- McArthur, Nemei, and Tocher Lakes drain into the Nemei River
- Location: Northern Administration District, Saskatchewan
- Coordinates: 55°18′23″N 102°21′24″W﻿ / ﻿55.3063°N 102.3567°W
- Type: Glacial lake
- Part of: Churchill River drainage basin
- River sources: Canadian Shield
- Primary outflows: Nemei River
- Basin countries: Canada
- Max. length: 9.7 km (6.0 mi)
- Max. width: 4.8 km (3.0 mi)
- Surface area: 480.8 ha (1,188 acres)
- Shore length^{1}: 34 km (21 mi)
- Surface elevation: 343 m (1,125 ft)
- Settlements: None

= Nemei Lake =

Lake in Saskatchewan, Canada

Nemei Lake is a glacial lake in the Canadian province of Saskatchewan. The lake is about 67 km north-northwest of Creighton in the Northern Administration District. It is the source of the Nemei River, which is a tributary of the Churchill River. Both McArthur Lake and the bifurcating Kakinagimak Lake flow into Nemei Lake from the south.
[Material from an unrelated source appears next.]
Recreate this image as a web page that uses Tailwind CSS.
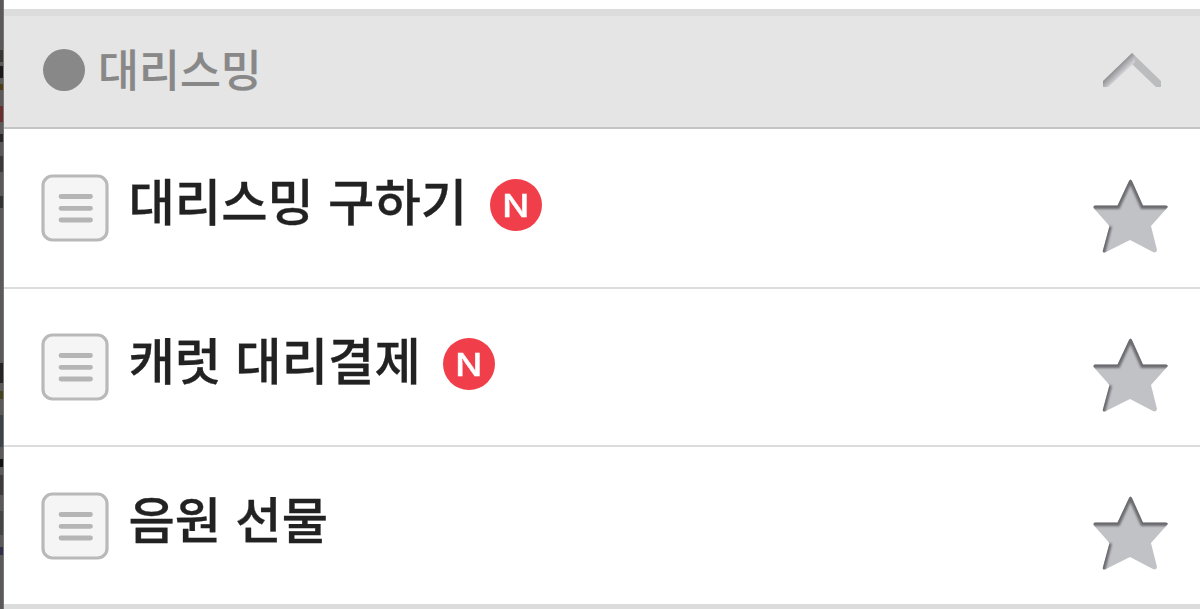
<!DOCTYPE html>
<html lang="ko">
<head>
    <meta charset="UTF-8">
    <meta name="viewport" content="width=device-width, initial-scale=1.0">
    <title>대리스밍</title>
    <script src="https://cdn.jsdelivr.net/npm/@tailwindcss/browser@4"></script>
</head>
<body class="flex h-[609px] overflow-hidden bg-white font-['Noto_Sans_CJK_KR',sans-serif]">

<!-- Shared icons -->
<svg class="absolute size-0" xmlns="http://www.w3.org/2000/svg">
    <defs>
        <clipPath id="star-clip">
            <path d="M38 4 Q39.500 1 41 4 L52 28.500 H75 Q78 29 76 31 L60 49 L66 73 Q65.500 76.500 62 75 L39 63 L14 75.500 Q11 76 12 73 L18.500 49 L3 31.500 Q1.500 29 4 28.500 H26.500 Z"></path>
        </clipPath>
        <filter id="soft" x="-20%" y="-20%" width="140%" height="140%">
            <feGaussianBlur stdDeviation="1.3"></feGaussianBlur>
        </filter>
    </defs>
    <symbol id="icon-list" viewBox="0 0 68 68">
        <rect x="2" y="2" width="64" height="64" rx="9.500" fill="#f5f5f5" stroke="#b9b9b9" stroke-width="3.200"></rect>
        <path d="M20 22.500H49.500M20 34.300H49.500M20 46H49.500" stroke="#b5b5b5" stroke-width="4.800" stroke-linecap="round"></path>
    </symbol>
    <symbol id="icon-star" viewBox="0 0 80 80">
        <g clip-path="url(#star-clip)">
            <rect width="80" height="80" fill="#c1c2c6"></rect>
            <path d="M11 77 L18 49M1 29 H26.500 L39.500 1 M39.500 1L52 29 H78" fill="none" stroke="#6c6c6f" stroke-width="6" filter="url(#soft)"></path>
        </g>
    </symbol>
</svg>

<!-- Dimmed page behind the drawer -->
<div class="flex w-1 shrink-0 flex-col border-r border-[#777] bg-[#5c5a58]">
    <div class="mt-[50px] h-3 bg-[#383532]"></div>
    <div class="mt-1 h-3 bg-[#1c1a19]"></div>
    <div class="mt-1.5 h-1.5 bg-[#4d3d14]"></div>
    <div class="mt-4 h-4 bg-[#6c2d30]"></div>
    <div class="mt-3 h-2 bg-[#292827]"></div>
    <div class="mt-3.5 h-4 bg-[#3b3a39]"></div>
    <div class="mt-6 h-3 bg-[#333]"></div>
    <div class="mt-[155px] h-5 bg-[#262524]"></div>
    <div class="mt-2 h-2 bg-[#45431e]"></div>
    <div class="mt-4 h-8 bg-[#3c414b]"></div>
    <div class="mt-3 h-2 bg-[#111]"></div>
    <div class="mt-2 h-5 bg-[#3e3c3b]"></div>
    <div class="mt-4 h-6 bg-[#444]"></div>
    <div class="mt-3 h-2 bg-[#30304b]"></div>
</div>

<div class="flex min-w-0 grow flex-col">
    <!-- Category -->
    <div class="mt-[9px] flex h-[120px] shrink-0 items-center justify-between border-t-7 border-b-2 border-t-[#dcdcdc] border-b-[#c4c4c4] bg-[#e5e5e5] pr-[37px] pb-[3px] pl-[39px]">
        <div class="flex items-center">
            <span class="size-[42px] rounded-full bg-[#888]"></span>
            <span class="-mt-1 ml-[13px] text-[44.5px] leading-[60px] font-medium text-[#888] [-webkit-text-stroke:0.2px_#888]">대리스밍</span>
        </div>
        <svg class="h-9 w-[62px]" viewBox="0 0 62 36" fill="none">
            <defs>
                <linearGradient id="chevron-left" x1="14" y1="17" x2="20" y2="23" gradientUnits="userSpaceOnUse">
                    <stop offset="0" stop-color="#8e8e91"></stop>
                    <stop offset="1" stop-color="#d2d2d6"></stop>
                </linearGradient>
            </defs>
            <path d="M31 1 L60 29 V35 H55 L31 12 Z" fill="#bbbcbe"></path>
            <path d="M31 1 L2 29 V35 H7 L31 13 L34 10 V4 Z" fill="url(#chevron-left)"></path>
        </svg>
    </div>

    <!-- Boards -->
    <div class="flex h-40 shrink-0 items-start border-b-2 border-[#dcdcdc] pt-[45px] pr-[29px] pl-[36.5px]">
        <svg class="size-[68px]"><use href="#icon-list"></use></svg>
        <span class="-mt-[6px] ml-[20px] text-[50.4px] leading-[64px] font-medium text-[#222] [-webkit-text-stroke:0.3px_#222]">대리스밍 구하기</span>
        <span class="mt-[5px] ml-[22.5px] flex size-[52px] items-center justify-center rounded-full bg-[#f03e4a]">
            <span class="scale-x-115 font-[Inter,sans-serif] text-[31px] leading-none font-medium text-white [-webkit-text-stroke:0.4px_white]">N</span>
        </span>
        <svg class="mt-[3px] ml-auto size-20"><use href="#icon-star"></use></svg>
    </div>
    <div class="flex h-[158px] shrink-0 items-start border-b-2 border-[#dcdcdc] pt-11 pr-[29px] pl-[36.5px]">
        <svg class="size-[68px]"><use href="#icon-list"></use></svg>
        <span class="-mt-[6px] ml-[20px] text-[50.4px] leading-[64px] font-medium text-[#222] [-webkit-text-stroke:0.3px_#222]">캐럿 대리결제</span>
        <span class="mt-[5px] ml-[22px] flex size-[52px] items-center justify-center rounded-full bg-[#f03e4a]">
            <span class="scale-x-115 font-[Inter,sans-serif] text-[31px] leading-none font-medium text-white [-webkit-text-stroke:0.4px_white]">N</span>
        </span>
        <svg class="mt-[3px] ml-auto size-20"><use href="#icon-star"></use></svg>
    </div>
    <div class="flex h-[157px] shrink-0 items-start pt-[45px] pr-[29px] pl-[36.5px]">
        <svg class="size-[68px]"><use href="#icon-list"></use></svg>
        <span class="-mt-[6px] ml-[20px] text-[50.4px] leading-[64px] font-medium text-[#222] [-webkit-text-stroke:0.3px_#222]">음원 선물</span>
        <svg class="mt-[2px] ml-auto size-20"><use href="#icon-star"></use></svg>
    </div>
    <div class="grow bg-[#dcdcdc]"></div>
</div>

</body>
</html>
There is no highway access to the lake. Access is by canoe following rivers and portages or from Flin Flon, Manitoba, via floatplane to a fly-in fishing lodge on an island in the lake.

== Fish species ==
Fish commonly found in Nemei Lake include lake whitefish, walleye, lake trout, and northern pike.